Task brief:
From the listing below, select every line where the word "React" appears.

┌──

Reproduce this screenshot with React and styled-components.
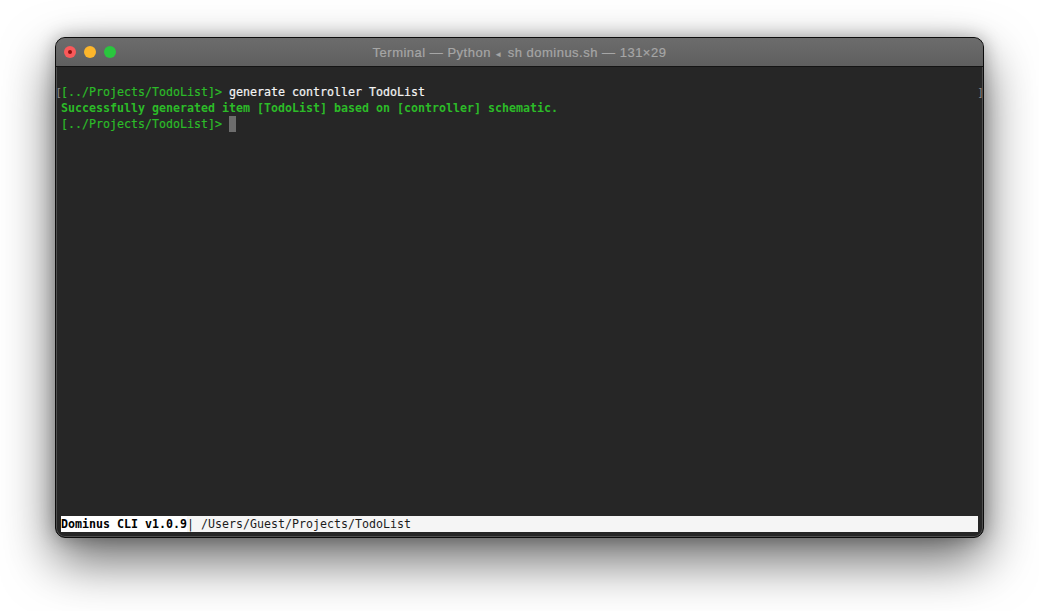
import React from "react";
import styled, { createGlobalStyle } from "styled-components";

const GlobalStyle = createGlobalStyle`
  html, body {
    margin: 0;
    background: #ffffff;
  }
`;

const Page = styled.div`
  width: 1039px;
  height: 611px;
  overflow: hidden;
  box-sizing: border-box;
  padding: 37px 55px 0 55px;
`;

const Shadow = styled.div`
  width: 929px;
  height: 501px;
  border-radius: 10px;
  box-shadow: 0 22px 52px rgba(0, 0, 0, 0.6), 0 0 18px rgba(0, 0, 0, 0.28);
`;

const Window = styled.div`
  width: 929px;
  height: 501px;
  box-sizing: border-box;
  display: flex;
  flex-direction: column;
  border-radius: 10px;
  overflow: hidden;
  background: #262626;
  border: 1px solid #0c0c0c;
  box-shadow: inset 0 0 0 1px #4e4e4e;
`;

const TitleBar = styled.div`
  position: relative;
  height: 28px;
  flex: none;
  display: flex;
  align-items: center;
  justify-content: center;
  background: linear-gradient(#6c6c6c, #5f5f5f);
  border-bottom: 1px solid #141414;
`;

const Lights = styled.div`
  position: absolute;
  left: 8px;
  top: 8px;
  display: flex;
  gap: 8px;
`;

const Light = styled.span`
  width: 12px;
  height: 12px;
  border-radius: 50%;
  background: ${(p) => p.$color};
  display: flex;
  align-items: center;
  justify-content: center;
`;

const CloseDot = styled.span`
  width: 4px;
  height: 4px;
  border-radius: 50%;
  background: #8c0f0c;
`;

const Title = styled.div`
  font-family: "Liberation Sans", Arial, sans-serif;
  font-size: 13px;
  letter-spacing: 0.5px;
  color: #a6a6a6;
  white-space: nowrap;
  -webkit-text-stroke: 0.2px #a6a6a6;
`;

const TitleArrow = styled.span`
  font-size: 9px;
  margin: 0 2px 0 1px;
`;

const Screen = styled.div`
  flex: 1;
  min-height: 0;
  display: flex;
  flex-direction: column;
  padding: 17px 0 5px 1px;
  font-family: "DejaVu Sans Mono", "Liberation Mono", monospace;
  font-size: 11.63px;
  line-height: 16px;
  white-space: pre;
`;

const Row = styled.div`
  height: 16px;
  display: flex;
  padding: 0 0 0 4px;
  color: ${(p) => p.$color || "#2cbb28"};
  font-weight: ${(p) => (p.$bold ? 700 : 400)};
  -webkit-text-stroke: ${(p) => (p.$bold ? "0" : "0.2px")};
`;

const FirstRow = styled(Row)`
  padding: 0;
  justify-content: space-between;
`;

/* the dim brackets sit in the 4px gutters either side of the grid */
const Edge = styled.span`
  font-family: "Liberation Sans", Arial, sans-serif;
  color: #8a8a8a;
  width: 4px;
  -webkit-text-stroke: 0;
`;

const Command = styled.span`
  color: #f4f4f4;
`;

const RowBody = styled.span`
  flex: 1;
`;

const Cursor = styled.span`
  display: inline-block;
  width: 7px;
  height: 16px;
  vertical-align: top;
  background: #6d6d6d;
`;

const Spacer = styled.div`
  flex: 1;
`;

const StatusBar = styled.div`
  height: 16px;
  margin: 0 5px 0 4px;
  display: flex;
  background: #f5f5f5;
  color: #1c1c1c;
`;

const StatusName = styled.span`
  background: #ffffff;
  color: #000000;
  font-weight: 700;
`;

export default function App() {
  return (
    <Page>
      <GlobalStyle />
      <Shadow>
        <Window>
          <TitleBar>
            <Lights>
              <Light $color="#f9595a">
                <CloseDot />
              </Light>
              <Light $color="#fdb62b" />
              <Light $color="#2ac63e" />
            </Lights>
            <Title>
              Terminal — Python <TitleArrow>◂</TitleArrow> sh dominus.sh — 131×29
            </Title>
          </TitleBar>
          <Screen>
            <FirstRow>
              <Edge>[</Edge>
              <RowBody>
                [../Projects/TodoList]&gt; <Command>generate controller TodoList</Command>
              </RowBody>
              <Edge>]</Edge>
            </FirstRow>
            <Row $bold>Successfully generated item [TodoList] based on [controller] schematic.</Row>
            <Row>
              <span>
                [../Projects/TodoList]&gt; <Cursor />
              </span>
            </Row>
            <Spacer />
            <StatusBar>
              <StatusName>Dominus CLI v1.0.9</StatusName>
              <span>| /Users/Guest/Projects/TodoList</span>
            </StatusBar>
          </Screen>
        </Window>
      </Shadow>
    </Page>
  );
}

└──

Answer for the task:
Reproduce this screenshot with React and styled-components.
import React from "react";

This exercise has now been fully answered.